How about we just turn this argument in the opposite direction? There is no Arcane magic. It is all really just Psionics, with the people thinking it is magic having to use the crutches of verbal, somatic, and material components or a focus, to make it work. Arcane casters use and manipulate the power within themselves and within the environment around them. Take away the components and it is all just done with the mind. So maybe in a fantasy setting, everything is really Psionic and Divine, instead of Arcane and Divine.
 

The flip side is that oodles of Sorcerer spells don't really fit the (or my) image of a psionicist, and there's not real mechanism or precedent in 5e for removing spells from a base class spell list.

Another downside is that Sorcerers are very clearly...it is stated repeatedly...about magic. And even if psionics officially are considered magic (for the purposes of detecting, dispelling, etc.) to me they feel like...something else. Certainly if Divine and Arcane magic are siblings, or half-siblings, psionics are a distant cousin, several times removed. And probably the result of a hushed-up affair with an exotic dancer.
While I agree with the points you made, I feel like it's less of a problem of comparing the sorcerer with the psionicist, and more of an indication of the problems with the sorcerer class design.

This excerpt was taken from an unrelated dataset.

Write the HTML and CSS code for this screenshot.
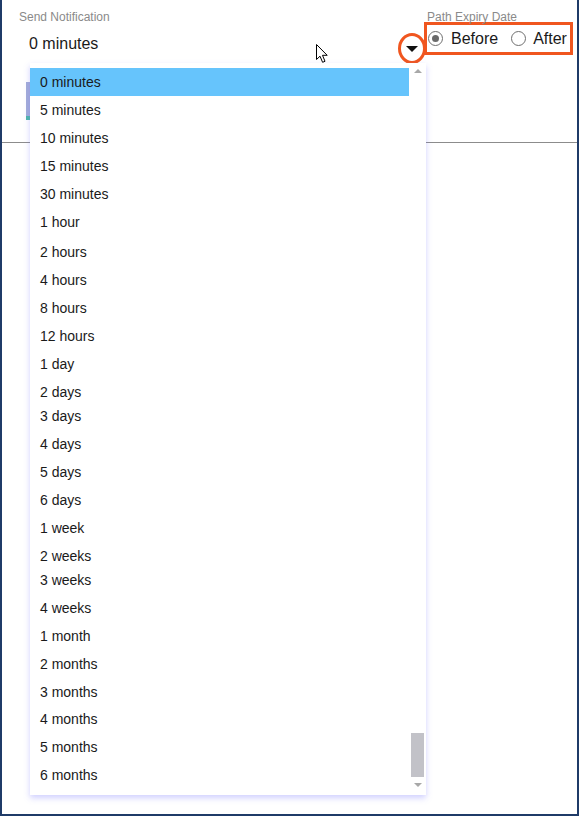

As noted, the sorcerer feels like it should be able to slot in a psionicist origin quite neatly, as long as you don't actually look at the mechanics of the sorcerer class. And it's one of the reasons that it always feels like I'm banging my head against the wall when trying to create a sorcerer character — the mechanics always feel entirely disconnected from the 'fluff' of the class. I would happily strip out all metamagic, if I could just get a sorcerer class that felt like what the sorcerer class looks like it's supposed to be.

Personally, I don't see sorcerers as about magic, per se, but rather about innate and intrinsic power. The fact that they're using magic is simply because that's the only tool that has been available til now. Swapping that out for psionics should be a trivial issue. The problem is in metamagic, which is a hardcoded binding to magic in a way that fails spectacularly to work with any of the other sorcerer thematic concepts.


As for the issue of how to implement psionics? I 100% agree with the current approach of implementing it as subclass features and feats. "Psionics" is a tool, like "magic". It's not a "character concept", at least not within the scope of a fantasy setting. (It might be, in a cyberpunk or sci-fi setting, but that setting would also ditch the wizard, so there would be a conceptual hole to fill.)
 

Shiroiken

Legend
This is the kind of thing I don't get. They seem the same to me. The power just comes from their mind.
If it came from their mind, they would be Int based rather than Cha. It uses Cha because they use their internal sense of self to access their ability, but it's not where the magic actually comes from (similar to the Warlock).

Of course, none of this may persuade you, and I can understand that. I personally feel the Sorcerer is redundant and should have been dropped from 5E like the Warlord was.